The fact that traditional transistors (these days called “Bipolar Junction Transistors” or BJTs) are photosensitive has been known ever since they were invented. This is one of the reasons that they are usually sealed in light tight cans - because unwanted light is a source of noise. Phototransistors are very similar to ordinary BJTs except they are designed for use as detectors. Transistors are amplifiers and in a phototransistor the amplifier gain is controlled by the amount of light striking the device.

Light arriving in the device is absorbed and creates charge carrier pairs in many different places. The action is different depending on where the charge carrier pairs are created. However, in an intentional phototransistor, absorbtion is intended to take place in the depletion zone between the emitter and the base.
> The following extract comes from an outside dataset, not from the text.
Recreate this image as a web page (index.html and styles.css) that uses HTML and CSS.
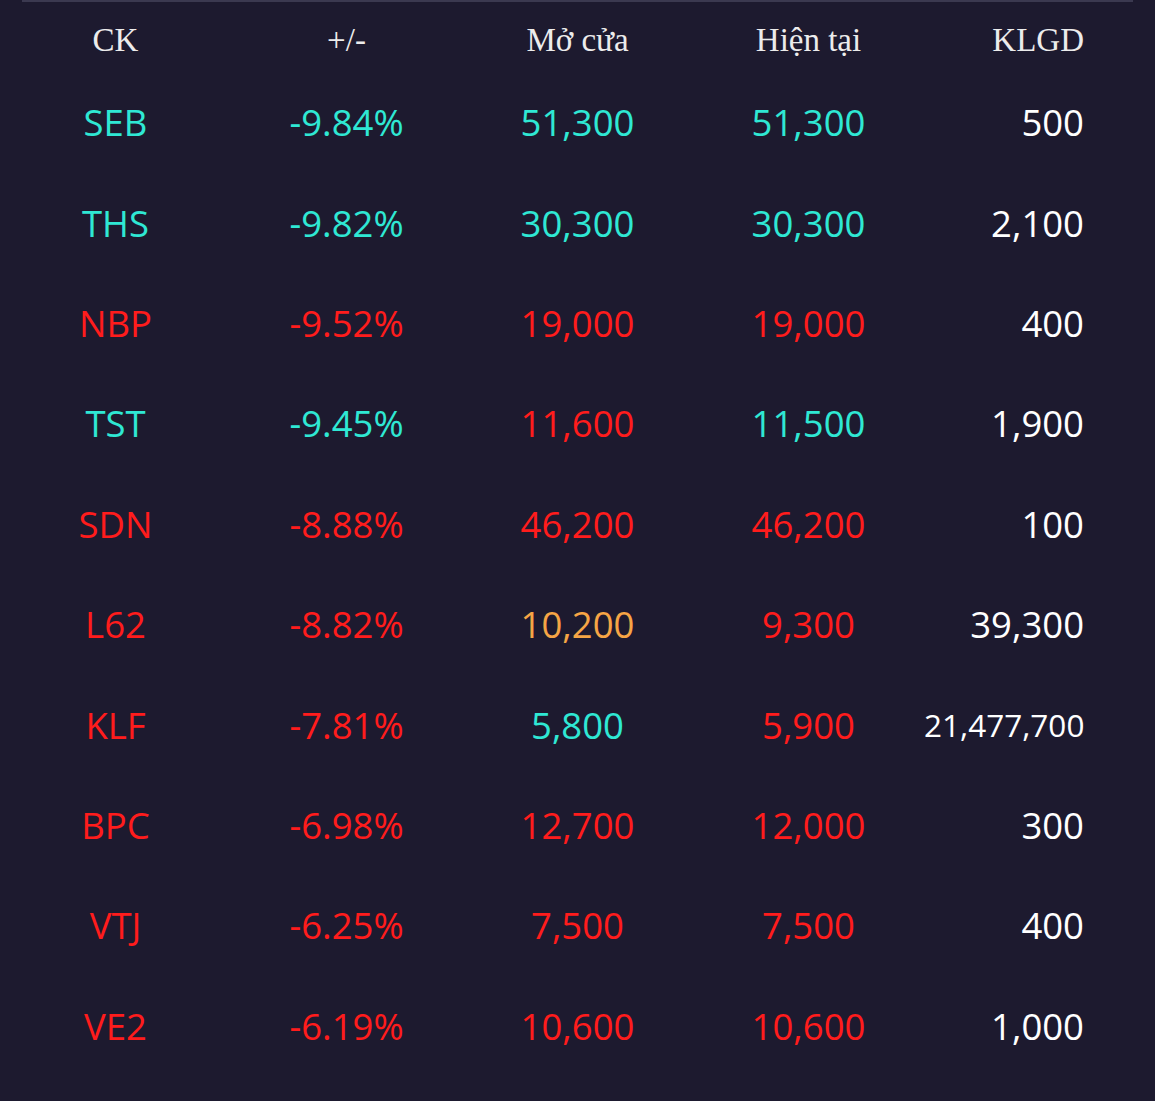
FILE: index.html
```html
<!DOCTYPE html>
<html lang="vi">
<head>
<meta charset="utf-8">
<title>Bảng giá</title>
<link rel="stylesheet" href="styles.css">
</head>
<body>
<div class="topline"></div>
<div class="table">
  <div class="row head">
    <div class="c">CK</div><div class="c">+/-</div><div class="c">Mở cửa</div><div class="c">Hiện tại</div><div class="c r">KLGD</div>
  </div>
  <div class="row"><div class="c cy">SEB</div><div class="c cy">-9.84%</div><div class="c cy">51,300</div><div class="c cy">51,300</div><div class="c r wh">500</div></div>
  <div class="row"><div class="c cy">THS</div><div class="c cy">-9.82%</div><div class="c cy">30,300</div><div class="c cy">30,300</div><div class="c r wh">2,100</div></div>
  <div class="row"><div class="c rd">NBP</div><div class="c rd">-9.52%</div><div class="c rd">19,000</div><div class="c rd">19,000</div><div class="c r wh">400</div></div>
  <div class="row"><div class="c cy">TST</div><div class="c cy">-9.45%</div><div class="c rd">11,600</div><div class="c cy">11,500</div><div class="c r wh">1,900</div></div>
  <div class="row"><div class="c rd">SDN</div><div class="c rd">-8.88%</div><div class="c rd">46,200</div><div class="c rd">46,200</div><div class="c r wh">100</div></div>
  <div class="row"><div class="c rd">L62</div><div class="c rd">-8.82%</div><div class="c or">10,200</div><div class="c rd">9,300</div><div class="c r wh">39,300</div></div>
  <div class="row"><div class="c rd">KLF</div><div class="c rd">-7.81%</div><div class="c cy">5,800</div><div class="c rd">5,900</div><div class="c r wh small">21,477,700</div></div>
  <div class="row"><div class="c rd">BPC</div><div class="c rd">-6.98%</div><div class="c rd">12,700</div><div class="c rd">12,000</div><div class="c r wh">300</div></div>
  <div class="row"><div class="c rd">VTJ</div><div class="c rd">-6.25%</div><div class="c rd">7,500</div><div class="c rd">7,500</div><div class="c r wh">400</div></div>
  <div class="row"><div class="c rd">VE2</div><div class="c rd">-6.19%</div><div class="c rd">10,600</div><div class="c rd">10,600</div><div class="c r wh">1,000</div></div>
</div>
</body>
</html>
```
FILE: styles.css
```css
html, body {
  margin: 0;
  padding: 0;
  background: #1d1a2f;
}
body {
  width: 1155px;
  height: 1101px;
  overflow: hidden;
  font-family: "Open Sans", "Noto Sans", sans-serif;
}
.topline {
  height: 2px;
  margin: 0 22px;
  background: #3b3950;
}
.table {
  display: flex;
  flex-direction: column;
}
.row {
  display: grid;
  grid-template-columns: repeat(5, 231px);
  height: 100.4px;
  align-items: center;
  font-size: 36.5px;
  font-weight: 500;
}
.row.head {
  height: 64px;
  padding-top: 6px;
  font-family: "Liberation Serif", "Times New Roman", serif;
  font-size: 33px;
  font-weight: 400;
  color: #ececec;
}
.c {
  text-align: center;
  white-space: nowrap;
}
.c.r {
  text-align: right;
  padding-right: 71px;
}
.cy { color: #2fe8d4; }
.rd { color: #ff1c1c; }
.or { color: #f6a545; }
.wh { color: #ffffff; }
.small { font-size: 31.5px; }
```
Creation of charge carriers here causes a current to flow in the E-B circuit which is then amplified by the transistor action of the device. These are much lower in noise and have a higher output than APDs, but are significantly less responsive than either APDs or p-i-n diodes. The major problem with phototransistors is materials. We would like to use silicon or gallium arsenide but these have too great a bandgap energy and are limited to detecting wavelengths shorter than about 1 micron. Germanium is usable in the 1300 nm band but while it is easily possible to build transistors with smaller bandgap materials (such as InP) there is no established technology to do so. This takes away much of the potential cost advantage in the 1550 region. The major use of phototransistors is in non-communications applications using visible (or near visible) light. Alarm systems (light beam detection) and remote controls for TV sets and automobiles are among the most common uses. Phototransistors are occasionally built as part of an integrated circuit. In this configuration they are referred to as Integrated Preamplifier Detectors (IPDs).